Gaming and Leisure Properties, the casino industry’s first real estate investment trust, said its third quarter from operation declined from a year ago and missed Wall Street forecasts.
The Wyomissing, Pennsylvania REIT, which closed its deal for Tropicana Entertainment’s assets last month, said in a statement Thursday, adjusted funds from operation, which exclude nonrecurring items, were $164.1 million, or 76 cents per share, in the three months ended Sept. 30. The figure down from $170.5 million, or 79 cents per share, a year earlier.
Funds from operation are a closely watched fiscal yardstick for real estate investment trusts; they take out net income and add back depreciation and amortization.
The latest result fell short of the 77-cents-per-share funds from operation forecast by analysts polled by Zacks Investment Research. The REIT has topped Zacks analysts’ forecasts just once in the past four quarters.
GLPI said it had net income of $104.8 million, or 49 cents per share, up 7.2 percent from $97 million, or 45 cents per share, a year earlier. Quarterly revenue fell 3.9 percent to $254.1 million from $244.5 million and missed Zacks’ consensus estimate of $255 million.
Credit Suisse gaming analyst Cameron McKnight said he sees GLPI to continue acquisition-led growth.
“Our views remain largely unchanged,” McKnight said. “We see regional gaming revenues as extremely stable and defensive, with industry revenues troughing 4 percent below the 2007 peak, and revenues today 6 percent above the trough. The capital intensity of regional gaming is low, and an ageing population is arguably a five-to-10-year tailwind.”
SunTrust gaming analyst Barry Jonas described GLPI as a “compelling valuation story.” He noted triple-net REIT results are typically stable with “little variability” because of the lease structure.
“GLPI trades at a material discount to peers despite very secure rent streams and healthy estimated 2019 dividend growth,” Jonas said.
GLPI spun off from Penn National Gaming in 2013. In April joined Eldorado Resorts in buying Tropicana Entertainment for $1.85 billion from corporate raider Carl Icahn’s Icahn Enterprises.

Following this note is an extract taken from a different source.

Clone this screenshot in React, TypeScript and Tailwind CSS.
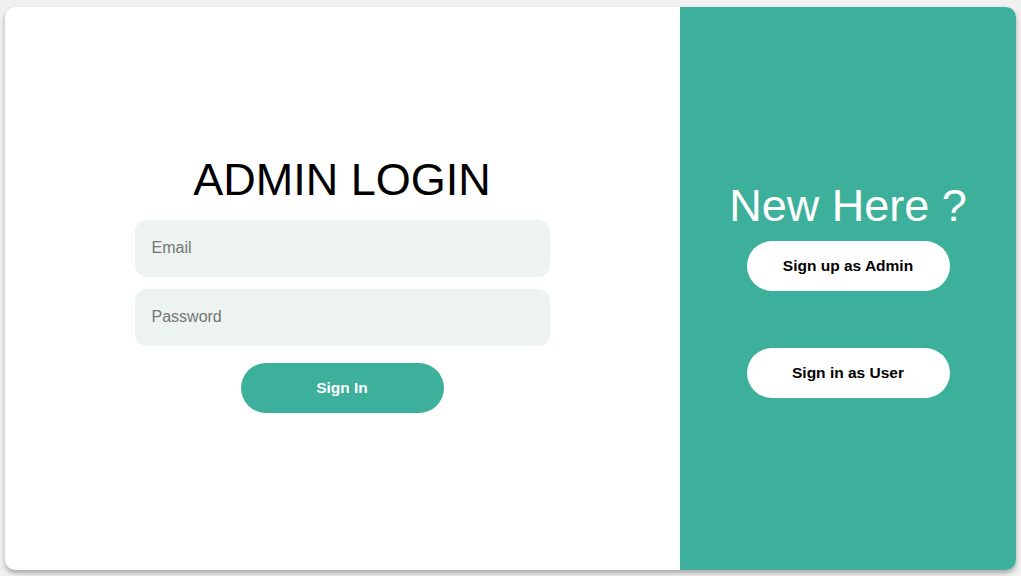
export default function App() {
  return (
    <div className="w-[1021px] h-[576px] bg-[#f0f0f0] pt-[7px] pl-[5px] pr-[5px] pb-[6px] font-['Liberation_Sans',Arial,sans-serif]">
      <div className="flex h-full w-full rounded-[10px] overflow-hidden shadow-[0_3px_5px_rgba(0,0,0,0.3)] bg-white">
        <div className="w-[675px] pr-[1px] flex flex-col items-center pt-[149.6px]">
          <h1 className="text-[45px] leading-[45px] text-black">ADMIN LOGIN</h1>
          <input
            placeholder="Email"
            className="mt-[18.4px] w-[415px] h-[57px] rounded-[12px] bg-[#ecf3f0] px-[17px] text-[16px] text-black placeholder:text-[#757575] outline-none"
          />
          <input
            type="password"
            placeholder="Password"
            className="mt-[12px] w-[415px] h-[57px] rounded-[12px] bg-[#ecf3f0] px-[17px] text-[16px] text-black placeholder:text-[#757575] outline-none"
          />
          <button className="mt-[17px] w-[203px] h-[50px] rounded-full bg-[#3db09b] text-white text-[15.5px] font-bold">
            Sign In
          </button>
        </div>
        <div className="flex-1 bg-[#3db09b] flex flex-col items-center pt-[175.6px]">
          <h2 className="text-[45px] leading-[45px] text-white">New Here ?</h2>
          <button className="mt-[13.4px] w-[203px] h-[50px] rounded-full bg-white text-black text-[15.5px] font-bold">
            Sign up as Admin
          </button>
          <button className="mt-[57px] w-[203px] h-[50px] rounded-full bg-white text-black text-[15.5px] font-bold">
            Sign in as User
          </button>
        </div>
      </div>
    </div>
  );
}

In the deal, GLPI paid $1.21 billion for five properties — Tropicana Atlantic City; Tropicana Evansville, in Indiana; Tropicana Laughlin in Nevada; Trop Casino Greenville in Mississippi; and the Belle of Baton Rouge in Baton Rouge, Louisiana.
Reno-based Eldorado Resorts paid $640 million and will operate the Tropicana properties and lease the real estate from GLPI for 15 years at $110 million a year, followed by four five-year renewal periods.
Also in the deal, Gaming and Leisure made a $246 million mortgage loan to Eldorado to finance its acquisition of the real estate assets of Lumiere Place in St. Louis.
The combined properties include 350,000 square feet of casino space, 7,416 slot machines, 237 table games and 4,993 hotel rooms.
Gaming and Leisure CEO Peter Carlino spent Thursday’s quarterly conference call touting the REIT’s five-year growth. Since its spinoff from Penn National, he said, Gaming and Leisure has closed deals worth $6.8 billion, has increased its real estate revenue by more than $580 million annually and has boosted its annual dividend by 31 percent.
As part of Penn National Gaming’s $2.8 billion acquisition of Pinnacle Entertainment – GLPI owns the Pinnacle real estate and the operations are leased back to Penn – Boyd Gaming acquired the operations of four Pinnacle properties to alleviate anti-trust concerns. The deal gave GLPI and new operations partner.
Gaming and Leisure Properties CEO Peter Carlino spent the company’s quarterly conference call touting the REIT’s five-year growth. Since its spinoff from Penn National, he said, GLPI has closed deals worth $6.8 billion, has increased its real estate revenue by more than $580 million annually and has boosted its annual dividend by 31 percent.
“In the process, our portfolio has grown from 20 assets in 12 states to 46 assets in 16 states,” Carlino said. “We’ve expanded our tenant base from one to four. And to fund these acquisitions, we’ve successfully issued approximately 90 million shares of common stock and completed $3.5 billion in note offerings.”

On Oct. 15, the Reading Eagle newspaper reported that Penn National and GLPI will enter a $250 million deal for a sale and leaseback of the Plainridge Park Casino in Plainville, Massachusetts.
GLPI declared a 68 cents-per-common-share dividend payable Dec. 28 to shareholders of record Dec. 14.
The company’s shares rose 47 cents, or 1.42 percent, Friday to close $33.57 on the New York Stock Exchange. The shares have fallen 8.6 percent in 2018.